As a docu-noir, this film is based upon a true story and the film is shot entirely on location in a small town in Connecticut. Many of the residents of the small town were used as extras and in minor roles. 

Spoiler Alert

 Dana Andrews’ character is different from many noir protagonists because he is not as subject to the fatalism that pervades most noir pictures. Andrews has control of the situation and he finally overcomes his own ambition for the Governship to do the right thing and seek the truth about the murder. He never finds the truth, as the case is still unsolved, but he does not convict an innocent man.
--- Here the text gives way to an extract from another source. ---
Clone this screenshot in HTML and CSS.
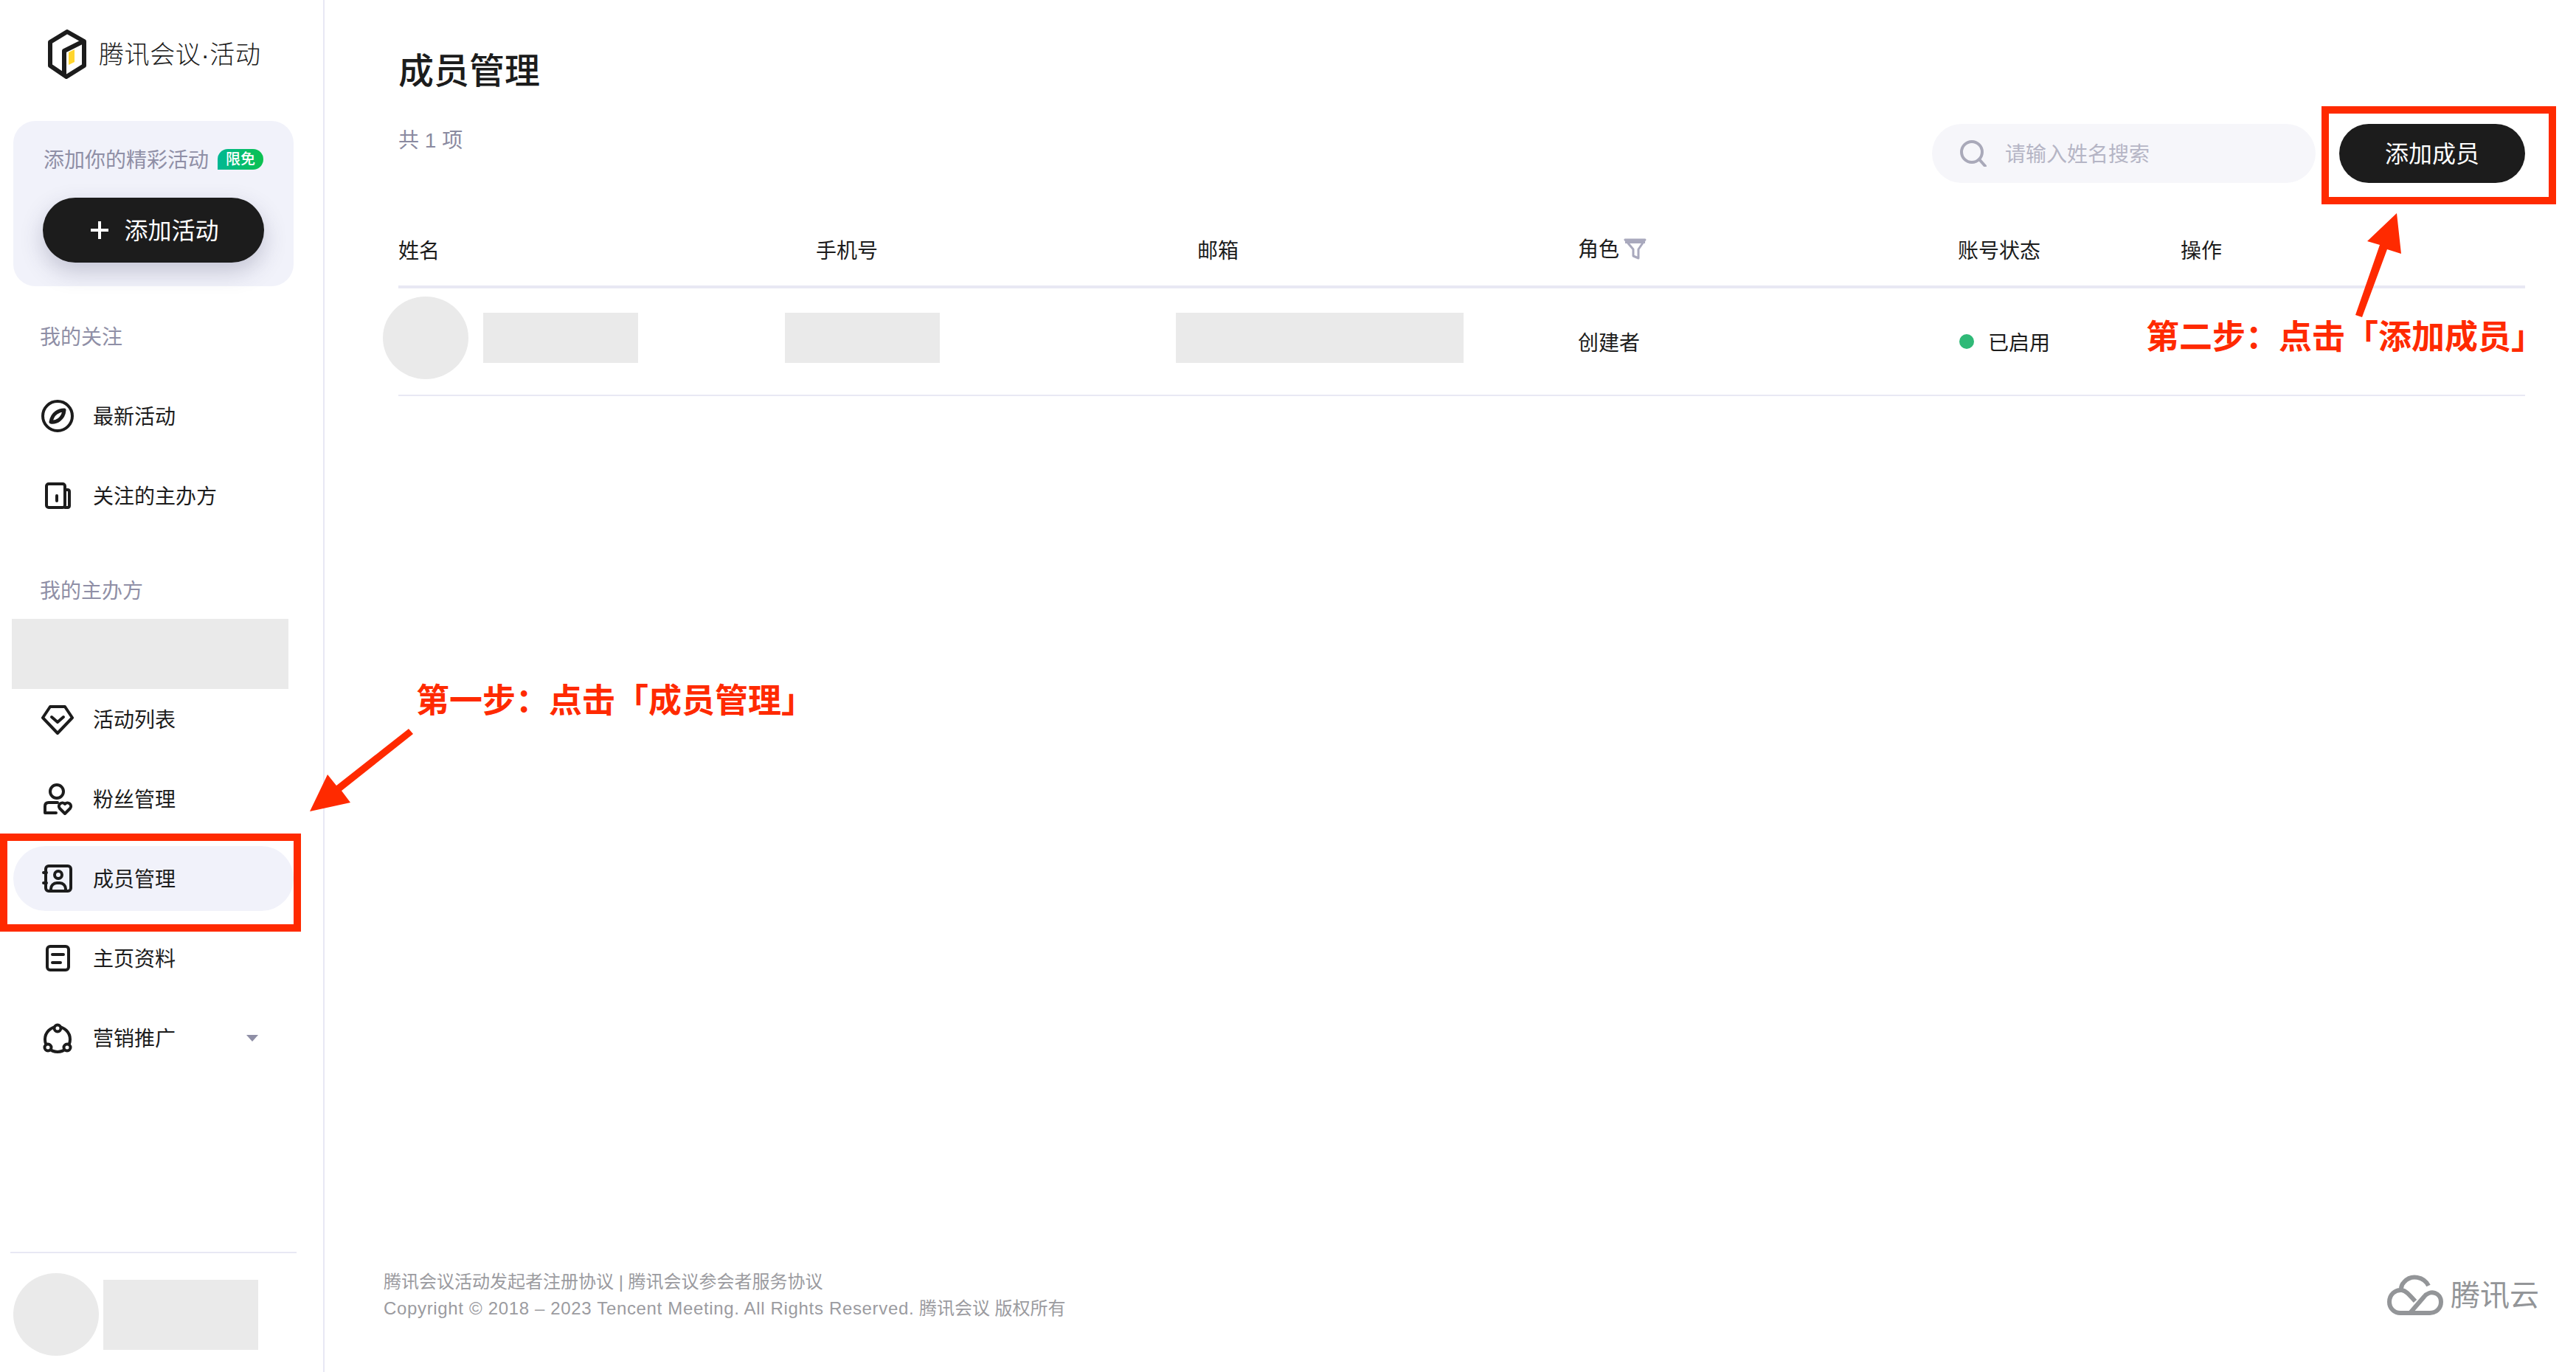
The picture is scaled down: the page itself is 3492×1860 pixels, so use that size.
FILE: index.html
```html
<!DOCTYPE html>
<html lang="zh-CN">
<head>
    <meta charset="UTF-8">
    <meta name="viewport" content="width=device-width, initial-scale=1.0">
    <title>成员管理</title>
    <link rel="stylesheet" href="styles.css">
</head>
<body>
    <div class="page">
        <aside class="sidebar">
            <div class="brand">
                <svg class="brand-logo" viewBox="0 0 52 68">
                    <path d="M26 3 L49 16 V49 L25 64 L3 49 V17 Z" fill="none" stroke="#1c1c1c" stroke-width="6" stroke-linejoin="round"/>
                    <path d="M48 16 L22 29 V61" fill="none" stroke="#1c1c1c" stroke-width="6" stroke-linejoin="round"/>
                    <path d="M28 31 L36 27 V44 L28 48 Z" fill="#ffd52e"/>
                </svg>
                <span class="brand-name">腾讯会议·活动</span>
            </div>

            <div class="promo-card">
                <div class="promo-title">
                    <span class="promo-text">添加你的精彩活动</span>
                    <span class="promo-badge">限免</span>
                </div>
                <button class="promo-button">
                    <svg class="plus-icon" viewBox="0 0 24 24">
                        <path d="M12 0 V24 M0 12 H24" stroke="#fff" stroke-width="4"/>
                    </svg>
                    <span>添加活动</span>
                </button>
            </div>

            <div class="nav-label nav-label-first">我的关注</div>
            <nav class="nav-list nav-list-first">
                <a class="nav-item">
                    <svg class="nav-icon" viewBox="0 0 44 44">
                        <circle cx="22" cy="22" r="20"/>
                        <path class="leaf" d="M31 14 C24 14 15 18 13 30 C20 31 30 26 31 14 Z"/>
                    </svg>
                    <span>最新活动</span>
                </a>
                <a class="nav-item">
                    <svg class="nav-icon" viewBox="0 0 44 44">
                        <rect x="7" y="6" width="25" height="32" rx="3"/>
                        <path d="M32 14 H36 A2.5 2.5 0 0 1 38 16.5 V35.5 A2.5 2.5 0 0 1 36 38 H32"/>
                        <path d="M21 22 V29"/>
                    </svg>
                    <span>关注的主办方</span>
                </a>
            </nav>

            <div class="nav-label nav-label-second">我的主办方</div>
            <div class="placeholder host-placeholder"></div>
            <nav class="nav-list nav-list-second">
                <a class="nav-item">
                    <svg class="nav-icon" viewBox="0 0 44 44">
                        <path d="M12 5 H32 L42 20 L22 41 L2 20 Z"/>
                        <path d="M14 19 L22 26 L30 19"/>
                    </svg>
                    <span>活动列表</span>
                </a>
                <a class="nav-item">
                    <svg class="nav-icon" viewBox="0 0 44 44">
                        <circle cx="21" cy="12" r="9"/>
                        <path d="M22 27 H10 Q5 27 5 32 V41 H20"/>
                        <path d="M32 42 L25 35 A4.6 4.6 0 0 1 32 29 A4.6 4.6 0 0 1 39 35 Z"/>
                    </svg>
                    <span>粉丝管理</span>
                </a>
                <a class="nav-item active">
                    <svg class="nav-icon" viewBox="0 0 44 44">
                        <rect x="6" y="5" width="34" height="34" rx="4"/>
                        <circle cx="23" cy="17" r="5"/>
                        <path d="M13 38 V36 A8 8 0 0 1 21 28 H25 A8 8 0 0 1 33 36 V38"/>
                        <path d="M3 14 H7 M3 28 H7"/>
                    </svg>
                    <span>成员管理</span>
                </a>
                <a class="nav-item">
                    <svg class="nav-icon" viewBox="0 0 44 44">
                        <rect x="8" y="6" width="29" height="32" rx="4"/>
                        <path d="M15 17 H30 M15 28 H26"/>
                    </svg>
                    <span>主页资料</span>
                </a>
                <a class="nav-item">
                    <svg class="nav-icon" viewBox="0 0 44 44">
                        <circle cx="22" cy="24" r="17"/>
                        <circle class="node" cx="22" cy="9" r="4.5"/>
                        <circle class="node" cx="9" cy="35" r="4.5"/>
                        <circle class="node" cx="35" cy="35" r="4.5"/>
                    </svg>
                    <span>营销推广</span>
                    <i class="nav-caret"></i>
                </a>
            </nav>

            <div class="user-box">
                <div class="placeholder avatar"></div>
                <div class="placeholder user-name"></div>
            </div>
        </aside>

        <main class="main">
            <h1 class="page-title">成员管理</h1>

            <div class="toolbar">
                <span class="total">共 1 项</span>
                <div class="toolbar-actions">
                    <div class="search-box">
                        <svg class="search-icon" viewBox="0 0 36 36">
                            <circle cx="16" cy="16" r="14" fill="none" stroke="#a9a9b9" stroke-width="4"/>
                            <path d="M26 26 L34 35" stroke="#a9a9b9" stroke-width="4" stroke-linecap="round"/>
                        </svg>
                        <span class="search-text">请输入姓名搜索</span>
                    </div>
                    <button class="add-button">添加成员</button>
                </div>
            </div>

            <div class="table-row table-head">
                <div class="head-cell">姓名</div>
                <div class="head-cell">手机号</div>
                <div class="head-cell">邮箱</div>
                <div class="role-head">
                    <span>角色</span>
                    <svg class="filter-icon" viewBox="0 0 31 29">
                        <path d="M2 2 H29 L20 15 V27 L13 24 V15 Z" fill="none" stroke="#a9a9bd" stroke-width="3" stroke-linejoin="round"/>
                        <path d="M2 4 H29" stroke="#a9a9bd" stroke-width="6"/>
                    </svg>
                </div>
                <div class="head-cell">账号状态</div>
                <div class="head-cell">操作</div>
            </div>
            <div class="table-row table-body">
                <div class="name-cell">
                    <div class="placeholder avatar"></div>
                    <div class="placeholder cell-block"></div>
                </div>
                <div class="placeholder cell-block phone-block"></div>
                <div class="placeholder email-block"></div>
                <div class="cell-text">创建者</div>
                <div class="cell-text status-cell"><i class="status-dot"></i>已启用</div>
                <div></div>
            </div>

            <footer class="footer">
                <div class="footer-text">
                    <div>腾讯会议活动发起者注册协议 | 腾讯会议参会者服务协议</div>
                    <div><span class="copyright">Copyright © 2018 – 2023 Tencent Meeting. All Rights Reserved.</span> 腾讯会议 版权所有</div>
                </div>
                <div class="cloud-logo">
                    <svg class="cloud-icon" viewBox="0 0 76 56">
                        <path d="M56 15 C50 3 33 -1 23 10 C19 14 19 17 19 19 M31 52 L50 30 C58 20 73 24 73 37 C73 46 66 52 58 52 H18 C9 52 3 45 3 37 C3 27 11 20 20 21 C25 22 28 25 38 36" fill="none" stroke="#939598" stroke-width="6"/>
                    </svg>
                    <span>腾讯云</span>
                </div>
            </footer>
        </main>

        <!-- 教程标注 -->
        <div class="mark-box mark-box-nav"></div>
        <div class="mark-box mark-box-add"></div>
        <div class="mark-text mark-text-one">第一步：点击「成员管理」</div>
        <div class="mark-text mark-text-two">第二步：点击「添加成员」</div>
        <svg class="mark-arrows" viewBox="0 0 3492 1860">
            <polygon points="554,988 456,1065 444,1050 420,1100 475,1088 463,1072 560,995"/>
            <polygon points="3193,427 3226,332 3209,327 3249,289 3255,344 3236,338 3202,430"/>
        </svg>
    </div>
</body>
</html>
```

FILE: styles.css
```css
* {
    box-sizing: border-box;
}

body {
    margin: 0;
    background-color: #fff;
    color: #1c1c1c;
    font-family: "Liberation Sans", "Noto Sans CJK SC", sans-serif;
    font-size: 28px;
    line-height: 40px;
}

.page {
    position: relative;
    display: flex;
    width: 3492px;
    height: 1860px;
    overflow: hidden;
}

.placeholder {
    background-color: #eaeaea;
}

.avatar {
    flex: none;
    width: 116px;
    height: 112px;
    border-radius: 50%;
}

/* 侧边栏 */
.sidebar {
    display: flex;
    flex: none;
    flex-direction: column;
    width: 440px;
    height: 1860px;
    padding-top: 41px;
    border-right: 2px solid #e8e8f4;
}

.brand {
    display: flex;
    align-items: center;
    gap: 17px;
    height: 66px;
    padding-left: 65px;
}

.brand-logo {
    width: 52px;
    height: 68px;
}

.brand-name {
    font-size: 34px;
    font-weight: 300;
    letter-spacing: 0.6px;
    white-space: nowrap;
}

.promo-card {
    width: 380px;
    height: 224px;
    margin: 57px 0 0 18px;
    padding: 32px 40px;
    border-radius: 30px;
    background-color: #f1f2fa;
}

.promo-title {
    display: flex;
    align-items: center;
    gap: 12px;
    height: 40px;
    padding-left: 1px;
    color: #8f8fa6;
    white-space: nowrap;
}

.promo-text {
    padding-top: 4px;
}

.promo-badge {
    width: 62px;
    height: 28px;
    border-radius: 14px 14px 14px 0;
    background: linear-gradient(90deg, #00b894, #0cc14f);
    color: #fff;
    font-size: 20px;
    font-weight: 500;
    line-height: 28px;
    text-align: center;
}

.promo-button {
    display: flex;
    align-items: center;
    justify-content: center;
    gap: 21px;
    width: 300px;
    height: 88px;
    margin-top: 32px;
    padding: 0 0 0 4px;
    border: none;
    border-radius: 44px;
    background-color: #1c1c1c;
    box-shadow: 0 12px 30px rgba(60, 60, 100, 0.25);
    color: #fff;
    font-family: inherit;
    font-size: 32px;
}

.promo-button span {
    padding-bottom: 4px;
}

.plus-icon {
    width: 24px;
    height: 24px;
}

.nav-label {
    padding: 2px 0 0 54px;
    color: #8f8fa6;
}

.nav-label-first {
    margin-top: 48px;
}

.nav-label-second {
    margin-top: 64px;
}

.nav-list {
    display: flex;
    flex-direction: column;
    gap: 20px;
}

.nav-list-first {
    margin-top: 42px;
}

.nav-list-second {
    margin-top: -3px;
}

.nav-item {
    display: flex;
    align-items: center;
    gap: 26px;
    width: 380px;
    height: 88px;
    margin-left: 18px;
    padding-left: 38px;
    border-radius: 44px;
}

.nav-item span {
    padding-top: 4px;
}

.nav-item.active {
    background-color: #f1f2fa;
}

.nav-icon {
    flex: none;
    width: 44px;
    height: 44px;
    fill: none;
    stroke: #1c1c1c;
    stroke-width: 4;
    stroke-linejoin: round;
    stroke-linecap: round;
}

.nav-icon .leaf {
    stroke-width: 5;
}

.nav-icon .node {
    fill: #fff;
}

.nav-caret {
    width: 0;
    height: 0;
    margin-left: 70px;
    border-top: 9px solid #8f8fa6;
    border-right: 8px solid transparent;
    border-left: 8px solid transparent;
}

.host-placeholder {
    width: 375px;
    height: 95px;
    margin: 17px 0 0 16px;
}

.user-box {
    display: flex;
    align-items: center;
    gap: 6px;
    width: 388px;
    height: 163px;
    margin: auto 0 0 14px;
    padding: 27px 0 22px 4px;
    border-top: 2px solid #e8e8f4;
}

.user-name {
    width: 210px;
    height: 95px;
}

/* 主内容 */
.main {
    display: flex;
    flex: 1;
    flex-direction: column;
    height: 1860px;
    padding: 65px 69px 0 100px;
}

.page-title {
    margin: 0;
    font-size: 48px;
    font-weight: 500;
    line-height: 64px;
}

.toolbar {
    display: flex;
    align-items: flex-start;
    justify-content: space-between;
    height: 80px;
    margin-top: 39px;
}

.total {
    margin-top: 3px;
    color: #8a8aa0;
}

.toolbar-actions {
    display: flex;
    gap: 32px;
}

.search-box {
    display: flex;
    align-items: center;
    gap: 25px;
    width: 520px;
    height: 80px;
    padding-left: 38px;
    border-radius: 40px;
    background-color: #f6f6fa;
}

.search-icon {
    width: 36px;
    height: 36px;
}

.search-text {
    padding-top: 4px;
    color: #b5b5c5;
}

.add-button {
    width: 252px;
    height: 80px;
    padding: 0 0 4px;
    border: none;
    border-radius: 40px;
    background-color: #1c1c1c;
    color: #fff;
    font-family: inherit;
    font-size: 32px;
}

.table-row {
    display: grid;
    grid-template-columns: 566px 517px 516px 515px 302px 1fr;
    align-items: center;
}

.table-head {
    height: 100px;
    margin-top: 43px;
    border-bottom: 4px solid #e8e8f4;
}

.head-cell {
    padding-top: 4px;
}

.role-head {
    display: flex;
    align-items: center;
    gap: 6px;
    margin-top: -4px;
}

.role-head span {
    padding-top: 4px;
}

.filter-icon {
    width: 31px;
    height: 29px;
}

.table-body {
    height: 146px;
    padding-bottom: 10px;
    border-bottom: 2px solid #e8e8f4;
}

.name-cell {
    display: flex;
    align-items: center;
    gap: 20px;
    margin-left: -21px;
}

.cell-block {
    width: 210px;
    height: 68px;
}

.phone-block {
    margin-left: -42px;
}

.email-block {
    width: 390px;
    height: 68px;
    margin-left: -29px;
}

.cell-text {
    margin-top: 16px;
}

.status-cell {
    display: flex;
    align-items: center;
    gap: 19px;
}

.status-dot {
    width: 20px;
    height: 20px;
    margin: -6px 0 0 2px;
    border-radius: 50%;
    background-color: #2fb977;
}

.footer {
    display: flex;
    align-items: center;
    justify-content: space-between;
    margin: auto -19px 68px -20px;
}

.footer-text {
    color: #9b9ba0;
    font-size: 24px;
    line-height: 36px;
}

.copyright {
    letter-spacing: 0.66px;
}

.cloud-logo {
    display: flex;
    align-items: center;
    gap: 10px;
    color: #939598;
    font-size: 40px;
}

.cloud-icon {
    width: 76px;
    height: 56px;
}

/* 教程标注 */
.mark-box {
    position: absolute;
    border: 10px solid #ff2a00;
}

.mark-box-nav {
    top: 1130px;
    left: 0;
    width: 408px;
    height: 133px;
}

.mark-box-add {
    top: 144px;
    left: 3147px;
    width: 318px;
    height: 133px;
}

.mark-text {
    position: absolute;
    color: #ff2a00;
    font-family: "Noto Sans CJK SC", sans-serif;
    font-size: 45px;
    font-weight: 700;
    line-height: 60px;
    white-space: nowrap;
}

.mark-text-one {
    top: 917px;
    left: 564px;
}

.mark-text-two {
    top: 424px;
    left: 2909px;
}

.mark-arrows {
    position: absolute;
    top: 0;
    left: 0;
    width: 3492px;
    height: 1860px;
    fill: #ff2a00;
    pointer-events: none;
}
```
 This is a solid film with lots of solid acting. The cast is rather large, but each character has enough depth to set them apart from one another. It is not a visually striking as many of the better film noirs, but that can be explained by Kazan’s desire for a measure of realism.

 The first two-thirds of the film are much better than the last third. The courtroom scenes that dominate the ending of the film are almost laughable and any chance at realism is thrown out the window with the ridiculous proceedings that would have been ridiculous even for 1947 audiences.

 I still recommend this film, as it gives an eye toward what would eventually develop into a style for Kazan, because many of the actors are noir regulars that make most films worth watching, and because the portrayal of corruption is rather complex and ironic with the “reformers” being just as corrupt as the system they are attempting to reform.